— START OF Stored data —

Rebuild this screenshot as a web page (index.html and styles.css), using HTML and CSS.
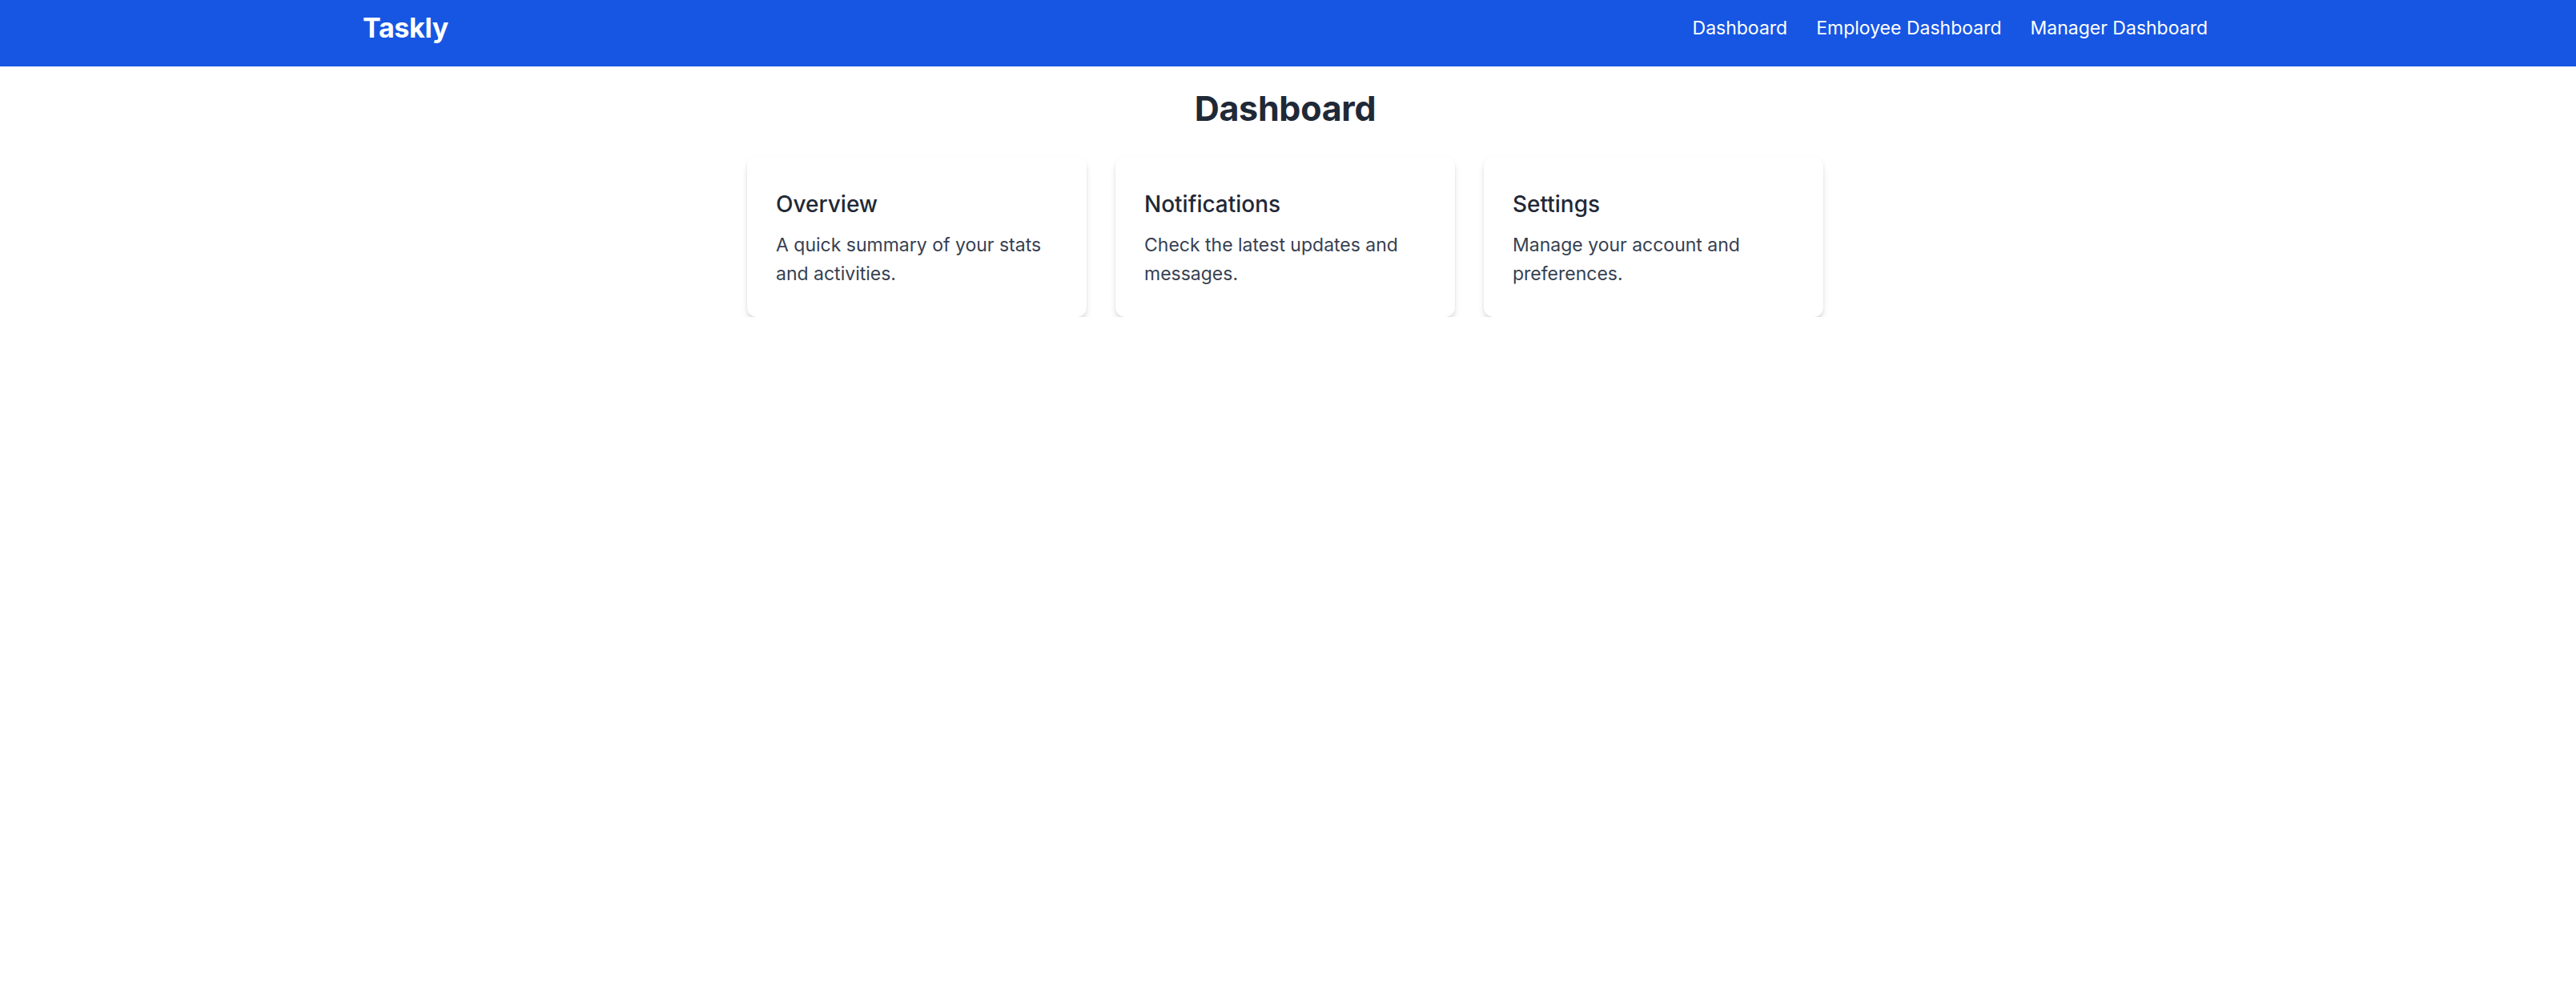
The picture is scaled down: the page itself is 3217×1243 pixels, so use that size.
FILE: index.html
```html
<!DOCTYPE html>
<html lang="en">
<head>
<meta charset="utf-8">
<title>Taskly</title>
<link rel="stylesheet" href="styles.css">
</head>
<body>
<header class="topbar">
  <div class="topbar-inner">
    <div class="brand">Taskly</div>
    <nav class="nav">
      <a href="#" class="nav-link">Dashboard</a>
      <a href="#" class="nav-link">Employee Dashboard</a>
      <a href="#" class="nav-link">Manager Dashboard</a>
    </nav>
  </div>
</header>
<main class="main">
  <h1 class="page-title">Dashboard</h1>
  <div class="cards">
    <div class="card">
      <h2 class="card-title">Overview</h2>
      <p class="card-text">A quick summary of your stats and activities.</p>
    </div>
    <div class="card">
      <h2 class="card-title">Notifications</h2>
      <p class="card-text">Check the latest updates and messages.</p>
    </div>
    <div class="card">
      <h2 class="card-title">Settings</h2>
      <p class="card-text">Manage your account and preferences.</p>
    </div>
  </div>
</main>
</body>
</html>
```

FILE: styles.css
```css
* { box-sizing: border-box; }
html, body { margin: 0; padding: 0; background: #ffffff; }
body {
  font-family: Inter, "Noto Sans", "Liberation Sans", sans-serif;
  color: #1f2937;
}
.topbar {
  background: #1756e2;
  height: 83px;
  padding: 14px 7px 0 0;
}
.topbar-inner {
  max-width: 2304px;
  margin: 0 auto;
  height: 42px;
  display: flex;
  align-items: center;
  justify-content: space-between;
}
.brand {
  color: #ffffff;
  font-weight: 700;
  font-size: 34px;
  line-height: 42px;
  letter-spacing: -0.3px;
}
.nav {
  display: flex;
  gap: 36px;
}
.nav-link {
  color: #ffffff;
  text-decoration: none;
  font-size: 23px;
  line-height: 34px;
}
.main {
  padding: 25px 7px 0 0;
}
.page-title {
  margin: 0;
  text-align: center;
  font-size: 43px;
  line-height: 54px;
  font-weight: 700;
  color: #1f2937;
  letter-spacing: -0.3px;
}
.cards {
  max-width: 1344px;
  margin: 33px auto 0;
  display: grid;
  grid-template-columns: repeat(3, 1fr);
  gap: 36px;
}
.card {
  background: #ffffff;
  border-radius: 12px;
  padding: 39px 36px 36px;
  box-shadow: 0 6px 9px -1.5px rgba(0,0,0,0.13), 0 3px 6px -3px rgba(0,0,0,0.12), 0 0 2px rgba(0,0,0,0.03);
}
.card-title {
  margin: 0 0 12px;
  font-size: 28px;
  line-height: 42px;
  font-weight: 500;
  color: #1f2937;
}
.card-text {
  margin: 0;
  font-size: 23px;
  line-height: 36px;
  color: #374151;
}
```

— END OF Stored data —

■ Stated problem ■
Take the listing and print it again exactly, but without any pictures.

■ Response below ■
Rebuild this screenshot as a web page (index.html and styles.css), using HTML and CSS.
The picture is scaled down: the page itself is 3217×1243 pixels, so use that size.
FILE: index.html
```html
<!DOCTYPE html>
<html lang="en">
<head>
<meta charset="utf-8">
<title>Taskly</title>
<link rel="stylesheet" href="styles.css">
</head>
<body>
<header class="topbar">
  <div class="topbar-inner">
    <div class="brand">Taskly</div>
    <nav class="nav">
      <a href="#" class="nav-link">Dashboard</a>
      <a href="#" class="nav-link">Employee Dashboard</a>
      <a href="#" class="nav-link">Manager Dashboard</a>
    </nav>
  </div>
</header>
<main class="main">
  <h1 class="page-title">Dashboard</h1>
  <div class="cards">
    <div class="card">
      <h2 class="card-title">Overview</h2>
      <p class="card-text">A quick summary of your stats and activities.</p>
    </div>
    <div class="card">
      <h2 class="card-title">Notifications</h2>
      <p class="card-text">Check the latest updates and messages.</p>
    </div>
    <div class="card">
      <h2 class="card-title">Settings</h2>
      <p class="card-text">Manage your account and preferences.</p>
    </div>
  </div>
</main>
</body>
</html>
```

FILE: styles.css
```css
* { box-sizing: border-box; }
html, body { margin: 0; padding: 0; background: #ffffff; }
body {
  font-family: Inter, "Noto Sans", "Liberation Sans", sans-serif;
  color: #1f2937;
}
.topbar {
  background: #1756e2;
  height: 83px;
  padding: 14px 7px 0 0;
}
.topbar-inner {
  max-width: 2304px;
  margin: 0 auto;
  height: 42px;
  display: flex;
  align-items: center;
  justify-content: space-between;
}
.brand {
  color: #ffffff;
  font-weight: 700;
  font-size: 34px;
  line-height: 42px;
  letter-spacing: -0.3px;
}
.nav {
  display: flex;
  gap: 36px;
}
.nav-link {
  color: #ffffff;
  text-decoration: none;
  font-size: 23px;
  line-height: 34px;
}
.main {
  padding: 25px 7px 0 0;
}
.page-title {
  margin: 0;
  text-align: center;
  font-size: 43px;
  line-height: 54px;
  font-weight: 700;
  color: #1f2937;
  letter-spacing: -0.3px;
}
.cards {
  max-width: 1344px;
  margin: 33px auto 0;
  display: grid;
  grid-template-columns: repeat(3, 1fr);
  gap: 36px;
}
.card {
  background: #ffffff;
  border-radius: 12px;
  padding: 39px 36px 36px;
  box-shadow: 0 6px 9px -1.5px rgba(0,0,0,0.13), 0 3px 6px -3px rgba(0,0,0,0.12), 0 0 2px rgba(0,0,0,0.03);
}
.card-title {
  margin: 0 0 12px;
  font-size: 28px;
  line-height: 42px;
  font-weight: 500;
  color: #1f2937;
}
.card-text {
  margin: 0;
  font-size: 23px;
  line-height: 36px;
  color: #374151;
}
```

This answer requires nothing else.